Task instructions - Repeat the listing below word for word, stopping after the line that contains "import React from".

Begin

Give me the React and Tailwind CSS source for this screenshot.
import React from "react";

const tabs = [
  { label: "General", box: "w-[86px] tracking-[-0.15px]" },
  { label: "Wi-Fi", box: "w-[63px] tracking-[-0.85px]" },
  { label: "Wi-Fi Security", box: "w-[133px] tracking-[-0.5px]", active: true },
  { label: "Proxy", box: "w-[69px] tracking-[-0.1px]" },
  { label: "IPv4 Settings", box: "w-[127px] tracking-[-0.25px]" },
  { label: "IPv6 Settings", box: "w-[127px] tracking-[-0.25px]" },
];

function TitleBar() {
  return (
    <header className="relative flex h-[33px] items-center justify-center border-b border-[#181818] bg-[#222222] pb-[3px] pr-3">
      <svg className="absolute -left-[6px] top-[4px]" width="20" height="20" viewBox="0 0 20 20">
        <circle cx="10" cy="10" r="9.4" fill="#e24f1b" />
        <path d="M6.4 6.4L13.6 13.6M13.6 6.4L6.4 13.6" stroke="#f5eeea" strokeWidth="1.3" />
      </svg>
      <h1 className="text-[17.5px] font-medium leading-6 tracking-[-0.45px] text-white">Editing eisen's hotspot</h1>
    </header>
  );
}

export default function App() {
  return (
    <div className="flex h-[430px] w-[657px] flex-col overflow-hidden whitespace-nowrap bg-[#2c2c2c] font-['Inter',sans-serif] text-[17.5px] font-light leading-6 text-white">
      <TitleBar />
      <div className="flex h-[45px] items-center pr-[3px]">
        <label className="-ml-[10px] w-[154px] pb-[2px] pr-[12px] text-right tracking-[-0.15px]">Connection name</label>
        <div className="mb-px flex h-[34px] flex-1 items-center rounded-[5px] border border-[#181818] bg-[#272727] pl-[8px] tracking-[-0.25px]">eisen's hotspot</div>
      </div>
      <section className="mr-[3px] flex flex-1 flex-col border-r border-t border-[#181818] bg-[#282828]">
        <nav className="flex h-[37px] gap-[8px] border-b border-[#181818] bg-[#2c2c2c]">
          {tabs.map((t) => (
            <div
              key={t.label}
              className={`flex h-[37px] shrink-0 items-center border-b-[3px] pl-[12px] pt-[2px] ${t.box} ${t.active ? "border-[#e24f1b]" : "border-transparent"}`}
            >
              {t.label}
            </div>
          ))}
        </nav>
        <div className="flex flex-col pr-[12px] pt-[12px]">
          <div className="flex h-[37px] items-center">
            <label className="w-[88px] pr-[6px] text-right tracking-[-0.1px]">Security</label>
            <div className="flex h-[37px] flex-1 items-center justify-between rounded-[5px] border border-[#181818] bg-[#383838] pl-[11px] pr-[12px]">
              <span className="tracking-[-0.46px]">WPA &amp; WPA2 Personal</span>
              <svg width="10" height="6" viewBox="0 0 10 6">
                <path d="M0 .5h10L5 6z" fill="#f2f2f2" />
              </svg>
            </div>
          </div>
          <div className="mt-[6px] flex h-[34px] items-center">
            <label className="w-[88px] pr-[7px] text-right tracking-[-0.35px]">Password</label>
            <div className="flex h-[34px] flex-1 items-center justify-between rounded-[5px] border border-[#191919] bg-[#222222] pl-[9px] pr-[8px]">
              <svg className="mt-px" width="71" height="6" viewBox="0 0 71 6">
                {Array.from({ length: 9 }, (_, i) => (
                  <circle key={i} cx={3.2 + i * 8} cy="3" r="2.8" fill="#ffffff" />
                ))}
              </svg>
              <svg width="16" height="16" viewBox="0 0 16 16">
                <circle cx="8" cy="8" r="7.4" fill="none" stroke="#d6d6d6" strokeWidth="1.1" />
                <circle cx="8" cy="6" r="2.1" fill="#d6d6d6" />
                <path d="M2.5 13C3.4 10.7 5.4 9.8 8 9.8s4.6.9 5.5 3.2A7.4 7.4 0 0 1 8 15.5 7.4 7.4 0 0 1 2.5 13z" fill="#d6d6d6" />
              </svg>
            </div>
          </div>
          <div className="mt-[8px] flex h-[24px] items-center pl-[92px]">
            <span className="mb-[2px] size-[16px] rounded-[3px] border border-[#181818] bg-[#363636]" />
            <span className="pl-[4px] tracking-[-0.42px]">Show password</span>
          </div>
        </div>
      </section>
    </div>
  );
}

End

Correct answer -
Give me the React and Tailwind CSS source for this screenshot.
import React from "react";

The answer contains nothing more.